===== Record set

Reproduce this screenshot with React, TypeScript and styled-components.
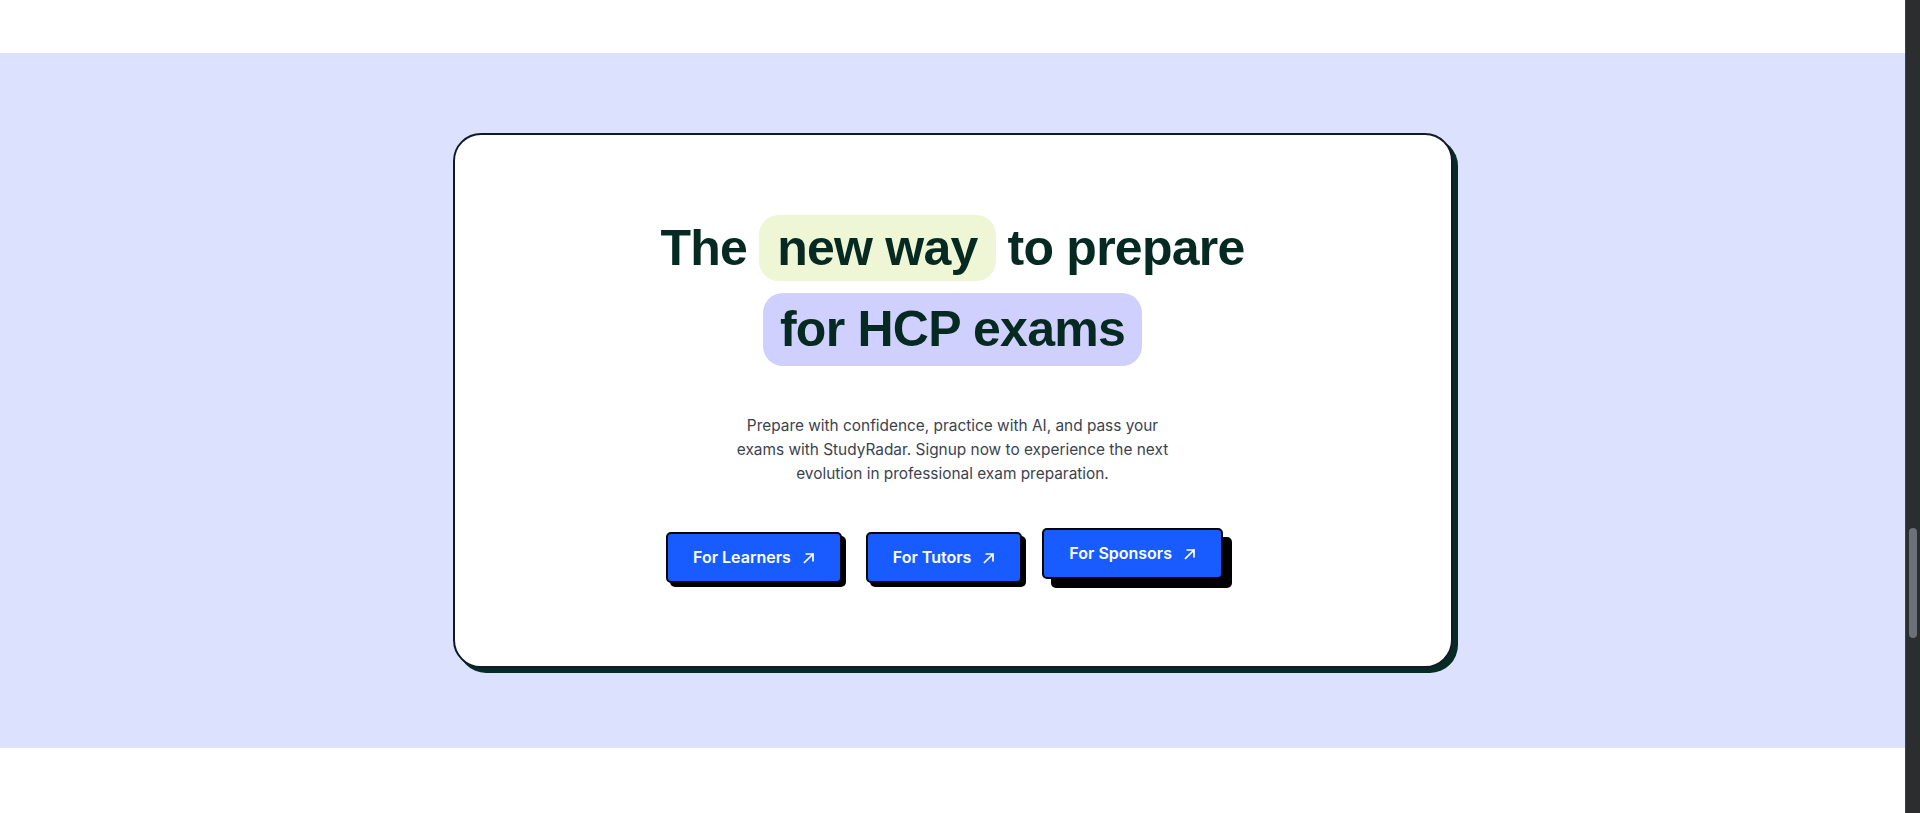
import styled, { createGlobalStyle } from "styled-components";

const GlobalStyle = createGlobalStyle`
  html, body {
    margin: 0;
    padding: 0;
    height: 100%;
    overflow: hidden;
    background: #ffffff;
  }
  #root {
    height: 100%;
  }
  * {
    box-sizing: border-box;
  }
`;

const Page = styled.div`
  display: flex;
  flex-direction: row;
  height: 100vh;
  width: 100vw;
`;

const Main = styled.main`
  flex: 1;
  display: flex;
  flex-direction: column;
  background: #ffffff;
`;

const TopSpacer = styled.div`
  height: 53px;
  flex-shrink: 0;
`;

const Band = styled.section`
  display: flex;
  justify-content: center;
  padding: 80px 0;
  background: #dce2fe;
`;

const Card = styled.div`
  width: 1000px;
  display: flex;
  flex-direction: column;
  align-items: center;
  padding: 80px 0 83px;
  background: #ffffff;
  border: 2px solid #111b28;
  border-radius: 28px;
  box-shadow: 5px 5px 0 #082a24;
`;

const Headline = styled.h1`
  margin: 0;
  display: flex;
  flex-direction: column;
  align-items: center;
  gap: 12px;
  font-family: "Liberation Sans", Arial, sans-serif;
  font-size: 50px;
  font-weight: 700;
  letter-spacing: -0.015em;
  line-height: 50px;
  color: #062a22;
`;

const HeadRow = styled.div`
  display: flex;
  flex-direction: row;
  justify-content: center;
  align-items: baseline;
  gap: 12px;
`;

interface HighlightProps {
  $tone: "lime" | "lavender";
}

const Highlight = styled.span<HighlightProps>`
  display: inline-block;
  border-radius: 20px;
  background: ${props => (props.$tone === "lime" ? "#eef6d6" : "#cfd0fe")};
  padding: ${props => (props.$tone === "lime" ? "8px 18px 8px" : "11px 17px 12px")};
`;

const Lead = styled.p`
  margin: 48px 0 0;
  font-family: Inter, "Liberation Sans", sans-serif;
  font-size: 15.4px;
  line-height: 24px;
  text-align: center;
  color: #3b4350;
`;

const ButtonRow = styled.div`
  display: flex;
  flex-direction: row;
  gap: 24px;
  margin-top: 46px;
  margin-right: 12px;
`;

interface CtaProps {
  $raised?: boolean;
}

const Cta = styled.button<CtaProps>`
  display: flex;
  align-items: center;
  gap: 12px;
  padding: 12px 25px;
  font-family: Inter, "Liberation Sans", sans-serif;
  font-size: 16px;
  font-weight: 600;
  line-height: 23px;
  color: #ffffff;
  background: #185cff;
  border: 2px solid #050505;
  border-radius: 5px;
  cursor: pointer;
  box-shadow: ${props => (props.$raised ? "9px 9px 0 #000000" : "4px 4px 0 #000000")};
  transform: ${props => (props.$raised ? "translate(-4px, -4px)" : "none")};
`;

const ArrowIcon = styled.svg`
  width: 12px;
  height: 12px;
  flex-shrink: 0;
`;

interface TrackProps {
  $offset: number;
}

const ScrollTrack = styled.div<TrackProps>`
  width: 15px;
  flex-shrink: 0;
  display: flex;
  justify-content: center;
  padding-top: ${props => props.$offset}px;
  background: #2b2e2e;
  border-left: 1px solid #3d4242;
`;

const ScrollThumb = styled.div`
  width: 8px;
  height: 110px;
  border-radius: 4px;
  background: #6b7176;
`;

const Arrow = () => (
  <ArrowIcon viewBox="0 0 12 12" fill="none">
    <path
      d="M1.6 10.4 L10 2 M3.4 2 H10 V8.6"
      stroke="#ffffff"
      strokeWidth="1.7"
      strokeLinecap="square"
    />
  </ArrowIcon>
);

const buttons = [
  { label: "For Learners" },
  { label: "For Tutors" },
  { label: "For Sponsors", raised: true },
];

const App = () => {
  return (
    <>
      <GlobalStyle />
      <Page>
        <Main>
          <TopSpacer />
          <Band>
            <Card>
              <Headline>
                <HeadRow>
                  <span>The</span>
                  <Highlight $tone="lime">new way</Highlight>
                  <span>to prepare</span>
                </HeadRow>
                <HeadRow>
                  <Highlight $tone="lavender">for HCP exams</Highlight>
                </HeadRow>
              </Headline>
              <Lead>
                Prepare with confidence, practice with AI, and pass your
                <br />
                exams with StudyRadar. Signup now to experience the next
                <br />
                evolution in professional exam preparation.
              </Lead>
              <ButtonRow>
                {buttons.map(b => (
                  <Cta key={b.label} $raised={b.raised}>
                    {b.label}
                    <Arrow />
                  </Cta>
                ))}
              </ButtonRow>
            </Card>
          </Band>
        </Main>
        <ScrollTrack $offset={528}>
          <ScrollThumb />
        </ScrollTrack>
      </Page>
    </>
  );
};

export default App;
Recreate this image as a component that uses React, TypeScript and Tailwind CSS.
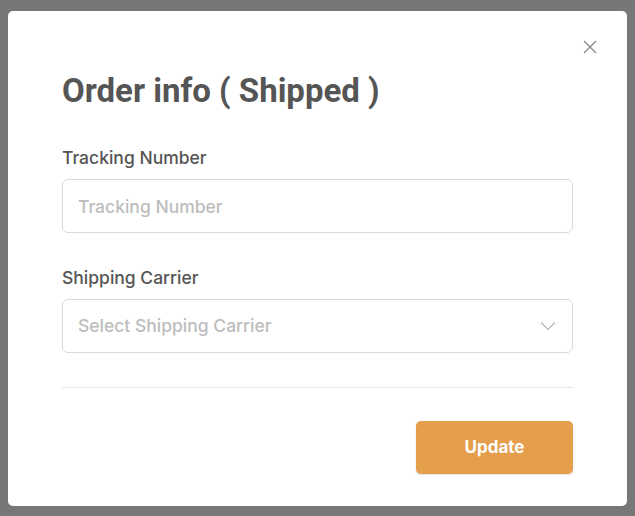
import React from 'react';

export default function App() {
  return (
    <div className="h-[516px] w-[635px] bg-[#777777] pt-[11px] px-[8px] font-['Inter',sans-serif]">
      <div className="relative h-[495px] w-[619px] rounded-[5px] bg-white px-[54px] pt-[56px]">
        {/* close */}
        <button className="absolute right-[29px] top-[28px] text-[#8a8a8a]">
          <svg width="16" height="16" viewBox="0 0 16 16" fill="none" stroke="currentColor" strokeWidth="1.4">
            <path d="M2 2 L14 14 M14 2 L2 14" />
          </svg>
        </button>

        <h2 className="text-[33px] font-bold leading-[48px] tracking-[0px] text-[#555555] font-['Roboto',sans-serif]">
          Order info ( Shipped )
        </h2>

        <div className="mt-[31px]">
          <label className="block text-[17.5px] font-medium leading-[24px] text-[#555555]">Tracking Number</label>
          <input
            placeholder="Tracking Number"
            className="mt-[9px] h-[54px] w-full rounded-[6px] border border-[#d9d9d9] px-[15px] text-[17.5px] font-medium text-[#555] placeholder:text-[#bdbdbd] outline-none"
          />
        </div>

        <div className="mt-[33px]">
          <label className="block text-[17.5px] font-medium leading-[24px] text-[#555555]">Shipping Carrier</label>
          <div className="mt-[9px] flex h-[54px] w-full items-center justify-between rounded-[6px] border border-[#d9d9d9] pl-[15px] pr-[15px]">
            <span className="text-[17.5px] font-medium text-[#bdbdbd]">Select Shipping Carrier</span>
            <svg width="18" height="18" viewBox="0 0 18 18" fill="none" stroke="#b5b5b5" strokeWidth="1.2">
              <path d="M2 5.5 L9 12.5 L16 5.5" />
            </svg>
          </div>
        </div>

        <div className="mt-[34px] h-px w-full bg-[#e5e5e5]" />

        <div className="mt-[33px] flex justify-end">
          <button className="h-[53px] w-[157px] rounded-[5px] bg-[#e59e4b] text-[17px] font-bold text-white shadow-[0_1px_2px_rgba(0,0,0,0.12)]">
            Update
          </button>
        </div>
      </div>
    </div>
  );
}
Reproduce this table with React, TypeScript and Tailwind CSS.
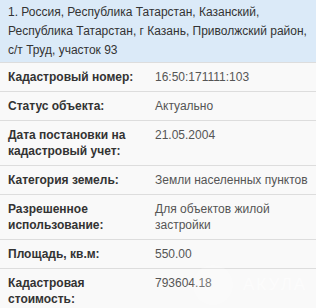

==========

*Exercise aim*
A line counts if it holds the word "this". How many lines of the entries count? Give the number only.

*Full response*
3